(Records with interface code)

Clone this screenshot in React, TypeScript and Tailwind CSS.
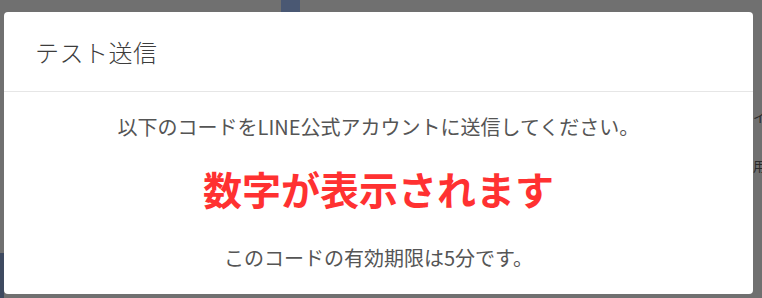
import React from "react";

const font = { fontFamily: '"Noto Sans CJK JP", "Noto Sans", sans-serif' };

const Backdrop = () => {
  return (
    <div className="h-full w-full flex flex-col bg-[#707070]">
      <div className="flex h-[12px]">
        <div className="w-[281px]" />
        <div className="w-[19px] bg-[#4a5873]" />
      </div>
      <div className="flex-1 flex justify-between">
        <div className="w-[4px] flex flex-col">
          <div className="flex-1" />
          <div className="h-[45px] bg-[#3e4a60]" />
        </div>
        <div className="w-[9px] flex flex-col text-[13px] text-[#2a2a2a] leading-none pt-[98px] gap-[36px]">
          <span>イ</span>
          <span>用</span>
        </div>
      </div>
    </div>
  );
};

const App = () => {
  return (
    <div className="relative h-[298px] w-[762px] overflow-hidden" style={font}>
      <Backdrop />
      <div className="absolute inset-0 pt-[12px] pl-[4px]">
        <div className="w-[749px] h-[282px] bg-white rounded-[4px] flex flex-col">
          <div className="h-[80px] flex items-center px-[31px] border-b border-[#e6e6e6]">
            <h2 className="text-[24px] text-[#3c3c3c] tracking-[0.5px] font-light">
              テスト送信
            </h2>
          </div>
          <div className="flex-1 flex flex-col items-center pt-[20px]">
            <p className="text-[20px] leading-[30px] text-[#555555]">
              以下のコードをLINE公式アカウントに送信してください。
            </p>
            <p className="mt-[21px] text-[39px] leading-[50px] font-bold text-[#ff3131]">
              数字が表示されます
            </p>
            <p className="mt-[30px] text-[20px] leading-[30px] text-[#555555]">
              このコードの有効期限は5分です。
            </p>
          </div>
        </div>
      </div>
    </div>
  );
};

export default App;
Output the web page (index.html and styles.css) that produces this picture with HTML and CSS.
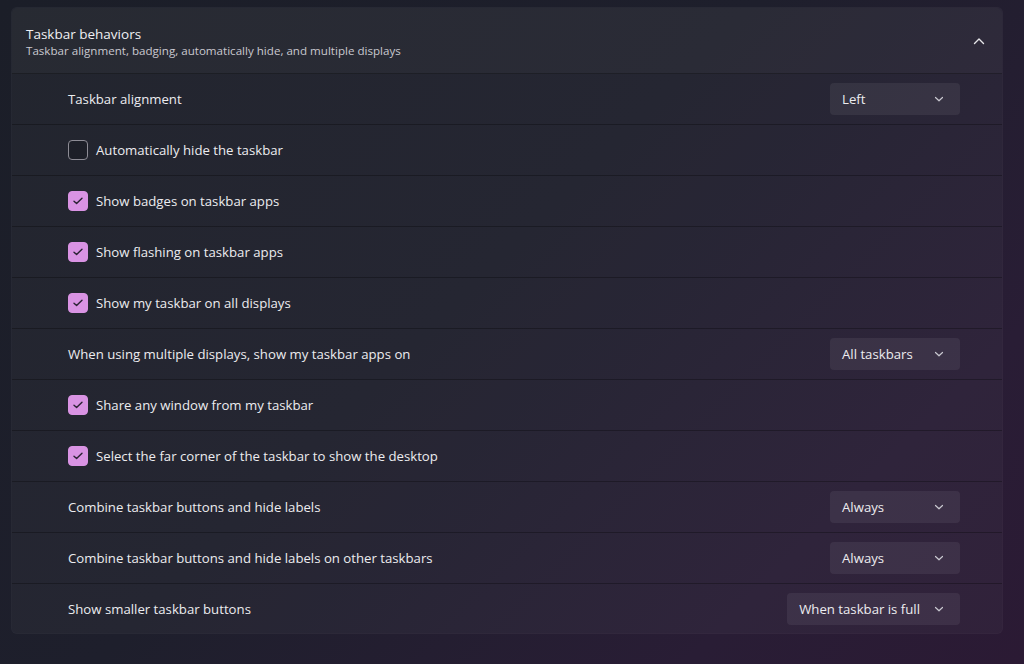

## Given task
Retype the records exactly. Any image in them should not appear in what you write.

## Task answer
Clone this screenshot in React, TypeScript and Tailwind CSS.
import React from "react";

const font = { fontFamily: '"Noto Sans CJK JP", "Noto Sans", sans-serif' };

const Backdrop = () => {
  return (
    <div className="h-full w-full flex flex-col bg-[#707070]">
      <div className="flex h-[12px]">
        <div className="w-[281px]" />
        <div className="w-[19px] bg-[#4a5873]" />
      </div>
      <div className="flex-1 flex justify-between">
        <div className="w-[4px] flex flex-col">
          <div className="flex-1" />
          <div className="h-[45px] bg-[#3e4a60]" />
        </div>
        <div className="w-[9px] flex flex-col text-[13px] text-[#2a2a2a] leading-none pt-[98px] gap-[36px]">
          <span>イ</span>
          <span>用</span>
        </div>
      </div>
    </div>
  );
};

const App = () => {
  return (
    <div className="relative h-[298px] w-[762px] overflow-hidden" style={font}>
      <Backdrop />
      <div className="absolute inset-0 pt-[12px] pl-[4px]">
        <div className="w-[749px] h-[282px] bg-white rounded-[4px] flex flex-col">
          <div className="h-[80px] flex items-center px-[31px] border-b border-[#e6e6e6]">
            <h2 className="text-[24px] text-[#3c3c3c] tracking-[0.5px] font-light">
              テスト送信
            </h2>
          </div>
          <div className="flex-1 flex flex-col items-center pt-[20px]">
            <p className="text-[20px] leading-[30px] text-[#555555]">
              以下のコードをLINE公式アカウントに送信してください。
            </p>
            <p className="mt-[21px] text-[39px] leading-[50px] font-bold text-[#ff3131]">
              数字が表示されます
            </p>
            <p className="mt-[30px] text-[20px] leading-[30px] text-[#555555]">
              このコードの有効期限は5分です。
            </p>
          </div>
        </div>
      </div>
    </div>
  );
};

export default App;
Output the web page (index.html and styles.css) that produces this picture with HTML and CSS.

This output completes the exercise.